Nous écrivions Noël dernier : « Ces deux phénomènes, explosion des ventes de véhicules chinois en Europe et diminution soudaine des ventes de véhicules occidentaux en Chine sont les fruits d’une politique industrielle chinoise pensée en même temps que d’une politique industrielle européenne impensée ».

Le troisième extrait de la Lettre à l’Europe de M. de Meo que j’ai choisi pour vous est sa toute première recommandation (p.9) : « Définir une stratégie industrielle européenne ».

Nous arrivions à la même conclusion en des termes un peu plus directs : « Il faut drastiquement changer notre politique européenne pour que Cupra et d’autres constructeurs européens puissent s’épanouir.
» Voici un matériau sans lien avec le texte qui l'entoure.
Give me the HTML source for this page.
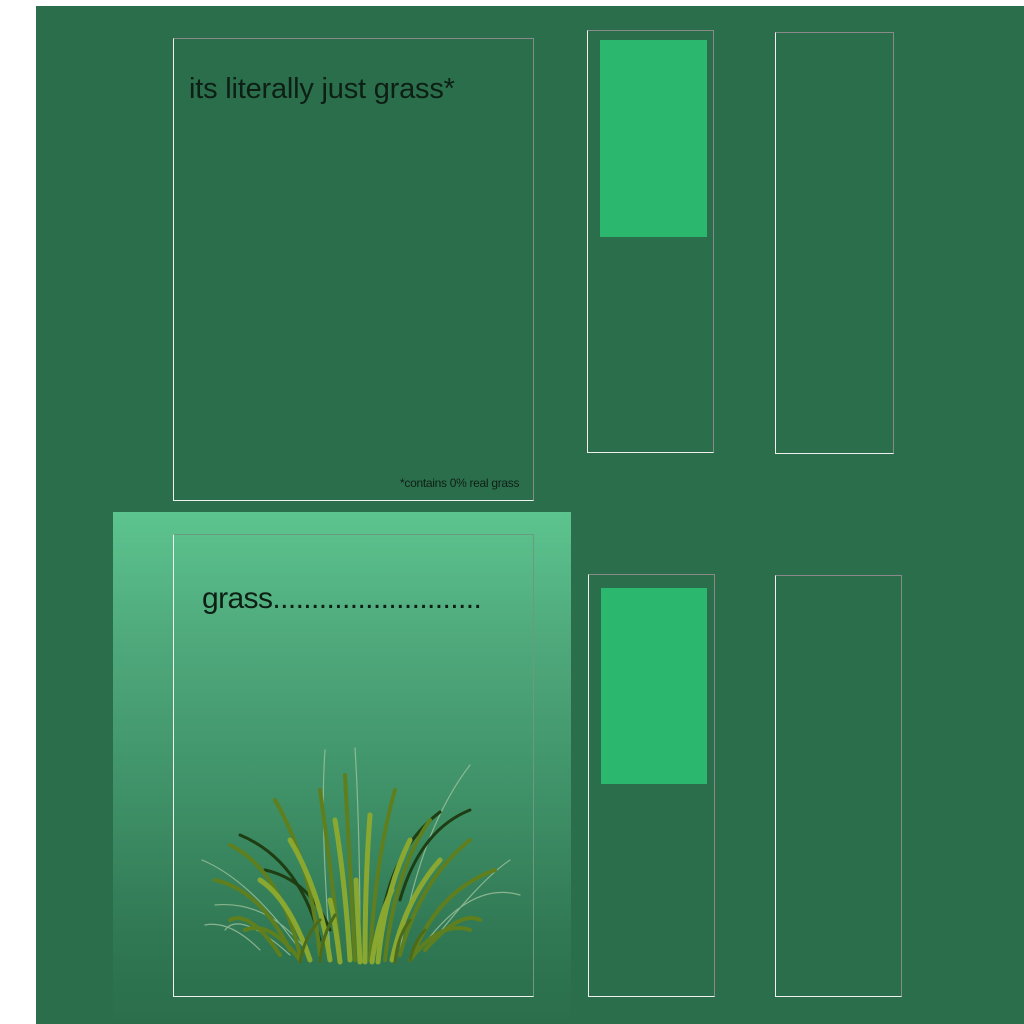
<!DOCTYPE html>
<html><head><style>
body{margin:0;width:1024px;height:1024px;background:#fff;position:relative;overflow:hidden;font-family:"Liberation Sans",sans-serif}
.bg{position:absolute;left:36px;top:6px;width:988px;height:1018px;background:#2b6e4c}
.box{position:absolute;box-sizing:border-box;border:1px solid #8a8a8a;border-left-color:#f0f0f0;border-bottom-color:#f0f0f0}
.g{position:absolute;background:#2bb86e}
.grad{position:absolute;left:113px;top:512px;width:458px;height:512px;background:linear-gradient(#5cc48f 0%,#4fa97b 25%,#3f9168 55%,#2f7652 85%,#2b6e4c 100%)}
.t{position:absolute;color:#0d1f14;white-space:nowrap}
</style></head><body>
<div class="bg"></div>
<div class="box" style="left:173px;top:38px;width:361px;height:463px"></div>
<div class="t" style="left:189px;top:73px;font-size:29px;letter-spacing:-0.2px">its literally just grass*</div>
<div class="t" style="left:400px;top:476px;font-size:12px;letter-spacing:-0.3px">*contains 0% real grass</div>
<div class="box" style="left:587px;top:30px;width:127px;height:423px"></div>
<div class="g" style="left:600px;top:40px;width:107px;height:197px"></div>
<div class="box" style="left:775px;top:32px;width:119px;height:422px"></div>
<div class="grad"></div>
<div class="box" style="left:173px;top:534px;width:361px;height:463px;border-top-color:#6a9a80;border-right-color:#6a9a80"></div>
<div class="t" style="left:202px;top:582px;font-size:30px;letter-spacing:-0.6px">grass...........................</div>
<div class="box" style="left:588px;top:574px;width:127px;height:423px"></div>
<div class="g" style="left:601px;top:588px;width:106px;height:196px"></div>
<div class="box" style="left:775px;top:575px;width:127px;height:422px"></div>
<svg style="position:absolute;left:0;top:0" width="1024" height="1024" fill="none" stroke-linecap="round">
<g stroke="#9fc29a" stroke-width="1.2" opacity="0.8">
<path d="M300 950 Q250 880 202 860"/><path d="M310 955 Q270 900 215 905"/><path d="M420 950 Q470 880 520 895"/>
<path d="M430 945 Q480 880 510 860"/><path d="M330 950 Q320 820 325 750"/><path d="M360 950 Q360 830 355 748"/>
<path d="M400 950 Q420 830 470 765"/><path d="M290 955 Q240 910 225 930"/><path d="M260 950 Q230 920 205 925"/>
</g>
<g stroke="#1f3d12" stroke-width="3">
<path d="M320 940 Q300 860 240 835"/><path d="M400 900 Q420 830 470 810"/><path d="M380 930 Q390 850 440 812"/><path d="M330 930 Q310 880 265 870"/>
</g>
<g stroke="#5f7f1f" stroke-width="4">
<path d="M300 955 Q280 870 230 845"/><path d="M320 955 Q310 860 275 800"/><path d="M340 955 Q330 860 320 790"/>
<path d="M355 960 Q350 860 345 775"/><path d="M370 960 Q375 860 395 790"/><path d="M385 960 Q395 870 430 820"/>
<path d="M400 955 Q420 880 470 840"/><path d="M415 950 Q440 890 495 870"/><path d="M290 950 Q260 890 215 880"/>
<path d="M280 955 Q250 910 230 920"/><path d="M425 950 Q460 910 480 920"/><path d="M300 960 Q270 920 245 930"/>
<path d="M410 960 Q440 920 470 930"/>
</g>
<g stroke="#8aa830" stroke-width="5">
<path d="M330 960 Q320 890 290 840"/><path d="M350 960 Q345 880 335 820"/><path d="M365 962 Q365 880 370 815"/>
<path d="M378 962 Q385 890 410 840"/><path d="M392 960 Q405 900 440 860"/><path d="M310 960 Q290 900 260 880"/>
<path d="M340 962 Q335 920 330 900"/><path d="M360 962 Q358 920 356 880"/><path d="M372 962 Q378 920 392 890"/>
</g>
<g stroke="#4d6a18" stroke-width="3">
<path d="M300 962 Q305 935 320 920"/><path d="M320 962 Q322 935 335 915"/><path d="M395 962 Q398 935 410 920"/><path d="M410 960 Q415 940 425 930"/>
</g>
</svg>
</body></html>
Sinon nos usines disparaîtront et leurs emplois avec elles.»

Rarement je me suis senti autant en phase avec la vision industrielle d’un dirigeant d’une grande entreprise.

Le hasard veut que Wayne Griffiths fut recruté par Luca de Meo quand ce dernier dirigeait Seat. Les deux hommes se connaissent donc très bien. Je ne serais pas surpris qu’ils pensent la même chose de l’Europe. Je ne sais pas. Je ne serais pas surpris non plus que tous les constructeurs automobiles européens pensent la même chose sauf quand ils ont des intérêts en Chine. Demandez à Ola Källenius, PDG de Mercedes-Benz, ce qu’il pense de tout cela. Il vous racontera une histoire un peu différente de celle avancée par le PDG de Renault. Lui pense que nous n’en faisons pas assez pour favoriser la vente de véhicules chinois en Europe. C’était dans les Echos le 13 mars dernier. Près de 20% du capital du groupe allemand est détenu par des actionnaires chinois : ceci explique peut-être cela.

Je ne cesse de le répéter dans la communication de BlueBirds et celle de notre podcast : il nous faut construire une politique industrielle européenne.

Et puis l’établissement d’une telle politique donnerait un petit coup de main à M. Le Maire pour faire passer du rouge au vert les équilibres financiers dont il a la charge.